Maybe instead of speculating about things you know nothing about and injecting the present as a way to judge the competency of dead people, you'd be better off reading the entire 223 page Air France 447 final report? You can speculate all you want as you read how all of your preconceptions and assumptions are wrong and why.




> > I was under the impression that MCAS only controlled trim

> You said "it manifests" as in situ, and in situ the pilots knew nothing about MCAS. You are continuously injecting present day understanding into the past and then impugning the pilots for not having that same knowledge. It's perverse aside from being anachronistic.

I meant this as a "this is what the issue was" sort of way, and thought that you were suggesting that the Lion Air or Ethiopian crashes had been caused by elevator failures.

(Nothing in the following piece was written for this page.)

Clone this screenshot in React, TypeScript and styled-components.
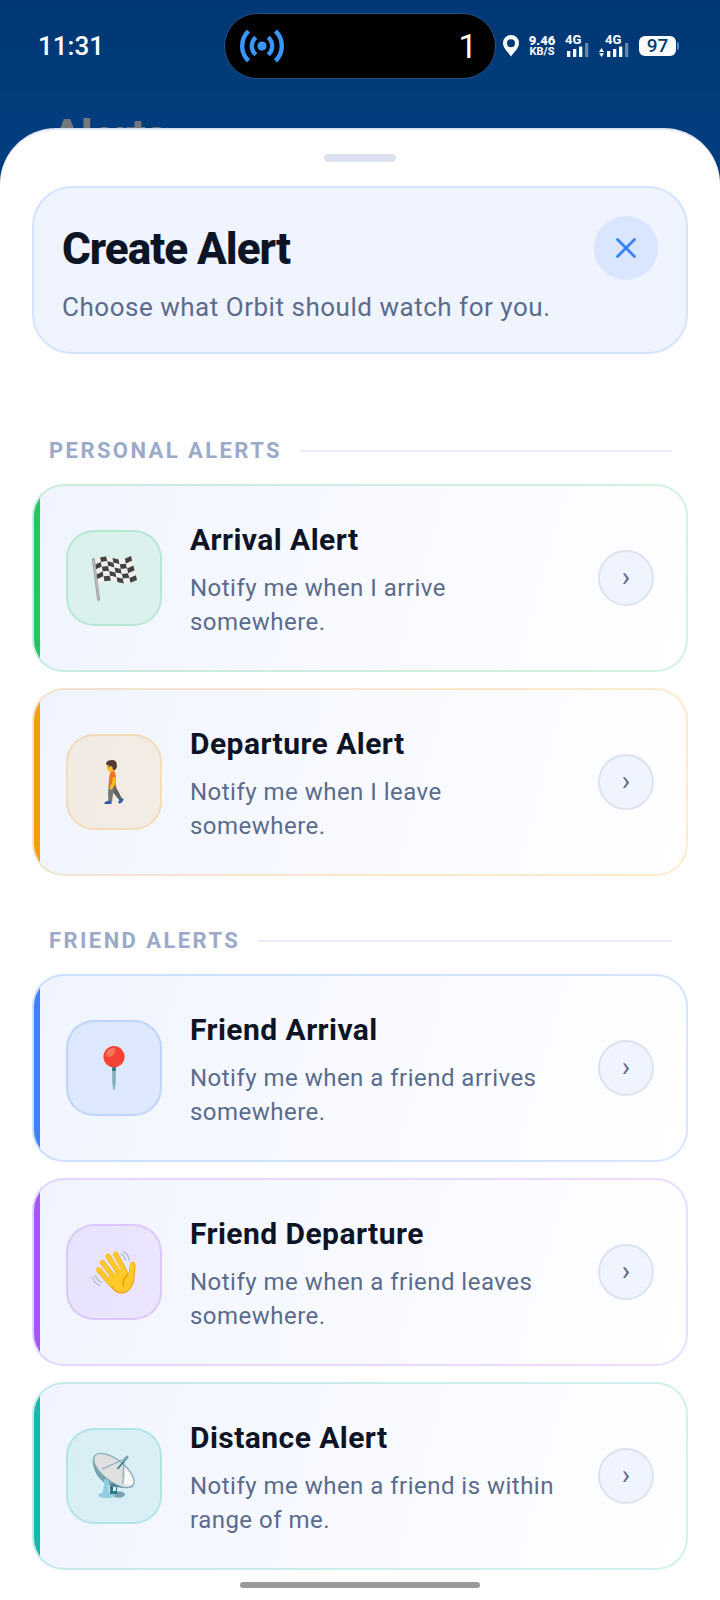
import { ReactNode } from "react";
import styled, { createGlobalStyle } from "styled-components";

type Alert = {
  title: string;
  text: string;
  accent: string;
  icon: ReactNode;
};

const COLS = 6;
const ROWS = 5;

// a point on the waving cloth, t runs along the flag and s down it
function clothPoint(t: number, s: number) {
  const x = 4 + 4 * s + t * (37 + 2 * s);
  const y = 6 + 24 * s - 4 * t - 2.5 * Math.sin(t * Math.PI * 2);
  return `${x.toFixed(2)},${y.toFixed(2)}`;
}

function clothCell(c: number, r: number) {
  return [
    clothPoint(c / COLS, r / ROWS),
    clothPoint((c + 1) / COLS, r / ROWS),
    clothPoint((c + 1) / COLS, (r + 1) / ROWS),
    clothPoint(c / COLS, (r + 1) / ROWS),
  ].join(" ");
}

function FlagIcon() {
  const cells = Array.from({ length: COLS * ROWS }, (_, i) => ({
    c: i % COLS,
    r: Math.floor(i / COLS),
  }));
  return (
    <Emoji viewBox="0 0 48 48" aria-hidden="true">
      {cells.map(({ c, r }) => (
        <polygon
          key={`${c}-${r}`}
          points={clothCell(c, r)}
          fill={(c + r) % 2 ? "#424242" : "#f5eeee"}
        />
      ))}
      <path d="M3.4 5.4 8.6 45.4" stroke="#9e9e9e" strokeWidth="3" strokeLinecap="round" />
      <path d="M3.6 6 8.6 45" stroke="#bdbdbd" strokeWidth="1.4" strokeLinecap="round" />
    </Emoji>
  );
}

function WalkIcon() {
  return (
    <Emoji viewBox="0 0 48 48" aria-hidden="true">
      <path d="M21 27h5c-.4 3 1.800 5 3 7.400L32 41l-2.400 1.400C26.500 38.500 22.600 35 22 31z" fill="#616161" />
      <path d="M18.800 27h6.400c.2 4-2.600 7.500-3 16.500h-3.700C18 37 18 32 18.800 27z" fill="#757575" />
      <path d="M14.300 45.900c0-2 1.800-2.300 4-3.100h2.900c.4 1 .3 2.100.3 3.100zM28 44.300c1-.8 1.300-2.500 2.300-3.600l1.900-.8 1.400 1.400c-.4 2-2 3.500-4 4.500z" fill="#2f5aa8" />
      <path d="M20.600 11h3.600v4h-4z" fill="#f9a825" />
      <path d="M20.500 13.700c2.500-1 4.500-.3 5 2.300.6 3.700.4 8 0 12h-6.700c-.2-5 .2-10.500 1.700-14.300z" fill="#f4711f" />
      <path d="M24 20.500c.6 3-.2 5-1.800 7.500l-1.200 2.300" fill="none" stroke="#fcc21b" strokeWidth="2.800" strokeLinecap="round" strokeLinejoin="round" />
      <path d="M17.400 5.500h7v7c-2 1.600-5 1.400-6.400.2-.7-.6-.3-1.600-.8-2.200-.8-.6-.2-1.300 0-2z" fill="#fcc21b" />
      <path d="M16.200 6.800C15.500 3.600 18.500 1.800 21 2.200c3-.8 6 1.400 5.800 4.500.6 2.700-.8 5-3 5.800-.8-1-1.500-2.300-1.500-4-1.800.4-3.800-1.600-6.100-1.700z" fill="#543930" />
      <circle cx="18.900" cy="8.700" r=".6" fill="#403020" />
    </Emoji>
  );
}

function PinIcon() {
  return (
    <Emoji viewBox="0 0 48 48" aria-hidden="true">
      <path d="M22.200 23h3.600v15L24.600 46h-1.200L22.200 38z" fill="#82aebb" />
      <path d="M22.200 22h3.600v5h-3.600z" fill="#2f7889" />
      <circle cx="24" cy="12.700" r="10.600" fill="#f44336" />
      <ellipse cx="20.800" cy="8.400" rx="5.600" ry="3.500" transform="rotate(-42 20.800 8.400)" fill="#ff7555" />
    </Emoji>
  );
}

function WaveIcon() {
  return (
    <Emoji viewBox="0 0 48 48" aria-hidden="true">
      <g stroke="#e59600" strokeWidth="5" strokeLinecap="round">
        <path d="M8.800 22 21 36M12.500 14.500 25 31M18.200 8.300 30 27M25.700 6.300 35 24" />
      </g>
      <path d="M16.500 31.500 33.500 20.500l4.800 5c1.200-2.500 1.200-6 1.600-8.500.5-4 5-4.500 5.400-1 .3 4-.5 8-.8 13.500-.2 8-5.500 16-13 16-6.500.2-10.500-6-15-14z" fill="#e59600" />
      <g stroke="#ffca28" strokeWidth="4.400" strokeLinecap="round">
        <path d="M8.400 21.500 21 36M12.100 14 25 31M17.800 7.800 30 27M25.300 5.800 35 25" />
      </g>
      <path d="M18 31 33 20.500l5.100 6c1.500-2.500 1.500-6.500 2-9.500.5-3.500 4.200-4 4.600-1 .2 4-.7 8-1 13.500-.2 7.500-5 15-12.200 15C25.500 44.500 22 38.500 18 31z" fill="#ffca28" />
      <path d="M38 26.500c-4.500 3-5.500 6.500-4.500 11" fill="none" stroke="#e59600" strokeWidth="1.300" strokeLinecap="round" />
      <g fill="none" stroke="#b0bec5" strokeWidth="1.300" strokeLinecap="round">
        <path d="M33.500 3.800c3 1 5.200 4.200 5.600 8.200M31 6c2.400 1.200 3.900 3.500 4.500 6.200M2.800 29.200c.8 4 3.500 7.200 7 8.400M5.500 27.500c.8 3 2.800 5.300 5.800 6.700" />
      </g>
    </Emoji>
  );
}

function DishIcon() {
  return (
    <Emoji viewBox="0 0 48 48" aria-hidden="true">
      <ellipse cx="28.500" cy="42.500" rx="6.500" ry="3.200" fill="#78a3ad" />
      <ellipse cx="16.500" cy="43.200" rx="8.700" ry="2.900" fill="#90cfe0" />
      <path d="M20 30h10v5h-3v7h-7z" fill="#2f7889" />
      <path d="M23 35h3v4h-3z" fill="#d8eef3" />
      <path d="M3.200 4.500C1 14 7 28 18 32.500c7 3.300 17 4 25.500 2.200z" fill="#78a3ad" />
      <path d="M20 32.500c7 2.800 16 4.200 23.500 2.200L30 29z" fill="#2f7889" />
      <path d="M14 27.500c2-1.200 4-.5 4.800 1.500v14.500H11c2.500-4 3-9 3-16z" fill="#90cfe0" />
      <ellipse cx="24" cy="18.500" rx="24.200" ry="10.800" transform="rotate(38 24 18.500)" fill="#e0e0e0" stroke="#82aebb" strokeWidth="1.200" />
      <path d="M34 14.500c6.500 6.500 10.500 14 8.700 17-1.200 1.900-5.200 1.800-9.700 0 2.700-5 3-11 1-17z" fill="#fafafa" />
      <path d="M12 17 37 6M33.900 9 32.700 32" fill="none" stroke="#82aebb" strokeWidth="1.200" />
      <path d="M27.500 17 35 8" stroke="#2f7889" strokeWidth="1.500" />
      <path d="M35 7.500 37 5.200" stroke="#78a3ad" strokeWidth="3" strokeLinecap="round" />
    </Emoji>
  );
}

const sections: { name: string; alerts: Alert[] }[] = [
  {
    name: "PERSONAL ALERTS",
    alerts: [
      {
        title: "Arrival Alert",
        text: "Notify me when I arrive somewhere.",
        accent: "#22c55e",
        icon: <FlagIcon />,
      },
      {
        title: "Departure Alert",
        text: "Notify me when I leave somewhere.",
        accent: "#f59e0b",
        icon: <WalkIcon />,
      },
    ],
  },
  {
    name: "FRIEND ALERTS",
    alerts: [
      {
        title: "Friend Arrival",
        text: "Notify me when a friend arrives somewhere.",
        accent: "#3b82f6",
        icon: <PinIcon />,
      },
      {
        title: "Friend Departure",
        text: "Notify me when a friend leaves somewhere.",
        accent: "#a855f7",
        icon: <WaveIcon />,
      },
      {
        title: "Distance Alert",
        text: "Notify me when a friend is within range of me.",
        accent: "#14b8a6",
        icon: <DishIcon />,
      },
    ],
  },
];

function StatusBar() {
  return (
    <Status>
      <Clock>11:31</Clock>
      <Island>
        <svg width="46" height="34" viewBox="0 0 46 34" fill="none" stroke="#3897ff" strokeWidth="4.400" aria-hidden="true">
          <circle cx="23" cy="17" r="4.600" fill="#3897ff" stroke="none" />
          <path d="M16.800 8.300a11.500 11.500 0 0 0 0 17.400M29.200 8.300a11.500 11.500 0 0 1 0 17.400M9.500 2.200a20.500 20.500 0 0 0 0 29.600M36.500 2.200a20.500 20.500 0 0 1 0 29.600" />
        </svg>
        <span>1</span>
      </Island>
      <Indicators>
        <svg width="16" height="22" viewBox="0 0 16 22" aria-hidden="true">
          <path
            d="M8 0a8 8 0 0 0-8 8c0 5.500 5.500 9.500 8 13.500C10.500 17.500 16 13.500 16 8a8 8 0 0 0-8-8zm0 4.200a4 4 0 1 1 0 8 4 4 0 0 1 0-8z"
            fill="#fff"
            fillRule="evenodd"
          />
        </svg>
        <Speed>
          <b>9.46</b>
          <small>KB/S</small>
        </Speed>
        <Signal>
          <span>4G</span>
          <svg width="24" height="14" viewBox="0 0 24 14" fill="#fff" aria-hidden="true">
            <path d="M2 8h3.300v6H2zM8 6h3.300v8H8zM14 3.500h3.300V14H14z" />
            <path d="M20 0h3.300v14H20z" opacity=".4" />
          </svg>
        </Signal>
        <Signal $arrows>
          <span>4G</span>
          <svg width="30" height="14" viewBox="0 0 30 14" fill="#fff" aria-hidden="true">
            <path d="m2.500 5 2.500 4H0zM2.500 14 5 10.200H0z" />
            <path d="M8 8h3.300v6H8zM14 6h3.300v8H14zM20 3.500h3.300V14H20z" />
            <path d="M26 0h3.300v14H26z" opacity=".4" />
          </svg>
        </Signal>
        <Battery>
          <span>97</span>
        </Battery>
      </Indicators>
    </Status>
  );
}

function App() {
  return (
    <Screen>
      <GlobalStyle />
      <StatusBar />
      <Backdrop>Alerts</Backdrop>
      <Sheet role="dialog" aria-labelledby="sheet-title">
        <Handle />
        <Intro>
          <IntroRow>
            <Title id="sheet-title">Create Alert</Title>
            <CloseButton type="button" aria-label="Close">
              <svg width="20" height="20" viewBox="0 0 20 20" aria-hidden="true">
                <path d="m1.500 1.500 17 17M18.500 1.500l-17 17" stroke="#3b82f6" strokeWidth="2.800" strokeLinecap="round" />
              </svg>
            </CloseButton>
          </IntroRow>
          <Subtitle>Choose what Orbit should watch for you.</Subtitle>
        </Intro>
        <Sections>
          {sections.map((section) => (
            <section key={section.name}>
              <SectionTitle>{section.name}</SectionTitle>
              <CardList>
                {section.alerts.map((alert) => (
                  <Card key={alert.title} type="button" $accent={alert.accent}>
                    <IconBox $accent={alert.accent}>{alert.icon}</IconBox>
                    <CardBody>
                      <CardTitle>{alert.title}</CardTitle>
                      <CardText>{alert.text}</CardText>
                    </CardBody>
                    <Chevron>›</Chevron>
                  </Card>
                ))}
              </CardList>
            </section>
          ))}
        </Sections>
        <HomeIndicator />
      </Sheet>
    </Screen>
  );
}

const GlobalStyle = createGlobalStyle`
  * {
    box-sizing: border-box;
  }

  body {
    margin: 0;
    font-family: Roboto, "Liberation Sans", sans-serif;
  }

  button {
    font: inherit;
    cursor: pointer;
  }
`;

const Screen = styled.div`
  min-height: 100vh;
  display: flex;
  flex-direction: column;
  background: linear-gradient(#003774, #023e7e 140px);
`;

const Status = styled.header`
  display: grid;
  grid-template-columns: 1fr 272px 1fr;
  align-items: center;
  padding-top: 13px;
  color: #fff;
`;

const Clock = styled.time`
  padding-left: 38px;
  font-size: 26px;
  font-weight: 500;
`;

const Island = styled.div`
  display: flex;
  align-items: center;
  justify-content: space-between;
  height: 66px;
  padding: 0 18px 0 14px;
  border: 1px solid #2b5288;
  border-radius: 33px;
  background: #000;
  font-size: 33px;
  font-weight: 400;
`;

const Indicators = styled.div`
  display: flex;
  align-items: center;
  gap: 10px;
  padding-left: 7px;
`;

const Speed = styled.div`
  display: flex;
  flex-direction: column;
  align-items: center;
  width: 26px;
  font-weight: 700;

  b {
    font-size: 13px;
    line-height: 11px;
  }

  small {
    font-size: 11px;
    line-height: 11px;
  }
`;

const Signal = styled.div<{ $arrows?: boolean }>`
  display: flex;
  flex-direction: column;
  font-size: 13px;
  font-weight: 700;
  line-height: 10px;

  span {
    padding-left: ${({ $arrows }) => ($arrows ? 6 : 0)}px;
  }

  svg {
    margin-top: -2px;
  }
`;

const Battery = styled.div`
  display: flex;
  align-items: center;
  gap: 1px;

  span {
    width: 37px;
    border-radius: 6px;
    background: #fff;
    color: #023c7a;
    font-size: 19px;
    font-weight: 500;
    line-height: 20px;
    text-align: center;
  }

  &::after {
    content: "";
    width: 2px;
    height: 8px;
    border-radius: 0 2px 2px 0;
    background: #5f86ae;
  }
`;

// the page title behind the sheet, which slides over its lower half
const Backdrop = styled.div`
  height: 49px;
  padding: 31px 52px 0;
  color: #74787e;
  font-size: 44px;
  font-weight: 800;
  line-height: 52px;
  letter-spacing: -1px;
`;

const Sheet = styled.main`
  position: relative;
  flex: 1;
  display: flex;
  flex-direction: column;
  padding: 24px 32px 12px;
  border-top: 2px solid #dde2f1;
  border-radius: 56px 56px 0 0;
  background: #fff;
`;

const Handle = styled.div`
  align-self: center;
  width: 72px;
  height: 8px;
  border-radius: 4px;
  background: #dde2f1;
`;

const Intro = styled.div`
  margin-top: 24px;
  padding: 28px 28px 26px;
  border: 2px solid #d4e3ff;
  border-radius: 40px;
  background: #f0f4ff;
`;

const IntroRow = styled.div`
  display: flex;
  align-items: center;
  justify-content: space-between;
`;

const Title = styled.h1`
  margin: 0;
  padding-top: 2px;
  color: #0d1426;
  font-size: 44px;
  font-weight: 800;
  letter-spacing: -1px;
`;

const CloseButton = styled.button`
  display: grid;
  place-items: center;
  width: 64px;
  height: 64px;
  padding: 0;
  border: 0;
  border-radius: 50%;
  background: #dae6ff;
`;

const Subtitle = styled.p`
  margin: 8px 0 0;
  color: #5a6b8c;
  font-size: 26px;
  line-height: 38px;
  letter-spacing: 0.02em;
`;

const Sections = styled.div`
  display: flex;
  flex-direction: column;
  gap: 52px;
  margin-top: 84px;
`;

const SectionTitle = styled.h2`
  display: flex;
  align-items: center;
  gap: 18px;
  margin: 0 16px 20px;
  padding-left: 1px;
  color: #9aaac8;
  font-size: 22px;
  font-weight: 700;
  line-height: 26px;
  letter-spacing: 0.11em;

  &::after {
    content: "";
    flex: 1;
    height: 2px;
    background: #e8ecf8;
  }
`;

const CardList = styled.div`
  display: flex;
  flex-direction: column;
  gap: 16px;
`;

const Card = styled.button<{ $accent: string }>`
  position: relative;
  display: flex;
  align-items: center;
  gap: 28px;
  width: 100%;
  min-height: 188px;
  padding: 30px 32px;
  border: 2px solid ${({ $accent }) => $accent}33;
  border-radius: 32px;
  overflow: hidden;
  background: linear-gradient(106deg, #f0f4ff, #fff) border-box;
  text-align: left;

  &::before {
    content: "";
    position: absolute;
    inset: 0 auto 0 0;
    width: 6px;
    background: ${({ $accent }) => $accent};
  }
`;

const IconBox = styled.span<{ $accent: string }>`
  flex: none;
  display: grid;
  place-items: center;
  width: 96px;
  height: 96px;
  border: 2px solid ${({ $accent }) => $accent}33;
  border-radius: 28px;
  background: ${({ $accent }) => $accent}1c;
`;

const Emoji = styled.svg`
  width: 48px;
  height: 48px;
  overflow: visible;
`;

const CardBody = styled.span`
  flex: 1;
  display: flex;
  flex-direction: column;
  gap: 8px;
`;

const CardTitle = styled.span`
  color: #0d1426;
  font-size: 30px;
  font-weight: 700;
  line-height: 46px;
  letter-spacing: 0.015em;
`;

const CardText = styled.span`
  color: #5a6b8c;
  font-size: 24px;
  line-height: 34px;
  letter-spacing: 0.02em;
`;

const Chevron = styled.span`
  flex: none;
  width: 56px;
  height: 56px;
  border: 2px solid #dde2f1;
  border-radius: 50%;
  background: #f0f4ff;
  color: #5a6b8c;
  font-size: 28px;
  line-height: 50px;
  text-align: center;
`;

const HomeIndicator = styled.div`
  align-self: center;
  width: 240px;
  height: 6px;
  margin-top: 12px;
  border-radius: 3px;
  background: #999;
`;

export default App;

> This is more fact free commentary. Why bother? I'm not sure how you've read the KNKT preliminary report on Lion Air 610 when you make such a baseless assertion. It explicitly says it was replaced and tested per manufacturer recommendation.

It was more from some things I had remembered reading a few months back (after that report came out) suggesting that the replacement part was not a known-good-from-manufacturer part and that Lion Air had a history of improper/insufficient maintenance. If that was wrong, I apologize.

(Also, interesting report - no one ever really talks about the other sensor failures)

> And what's your point? That in your non-pilot experience it is inconceivable that a plane couldn't be stabilized in 7 minutes and the pilots never arrived at effective troubleshooting state of mind?

The fact that the crash took 7 minutes was intended as a counterfactual to your assertion that the pilots did not have time to diagnose anything. Since my impression of CRM in an incident was "one person flies the plane, one person diagnoses the problem, communicates with ATC, and checks procedures". Again, if this is wrong, I apologize.

> Maybe instead of speculating about things you know nothing about and injecting the present as a way to judge the competency of dead people, you'd be better off reading the entire 223 page Air France 447 final report? You can speculate all you want as you read how all of your preconceptions and assumptions are wrong and why.

This is rather insulting, but ok. I'll admit I've never read that entire report, only summaries. Might be worth a night at some point. But I'm not sure that that situation could be entirely blamed on the manufacturer either... Yes crews fail, yes that has to be prepared for by the manufacturer. At the same time, there's a reason that accident investigations attempt to avoid assigning blame and instead try to identify improvements - and at least part of that is that accidents happen when all sorts of issues happen at the same time.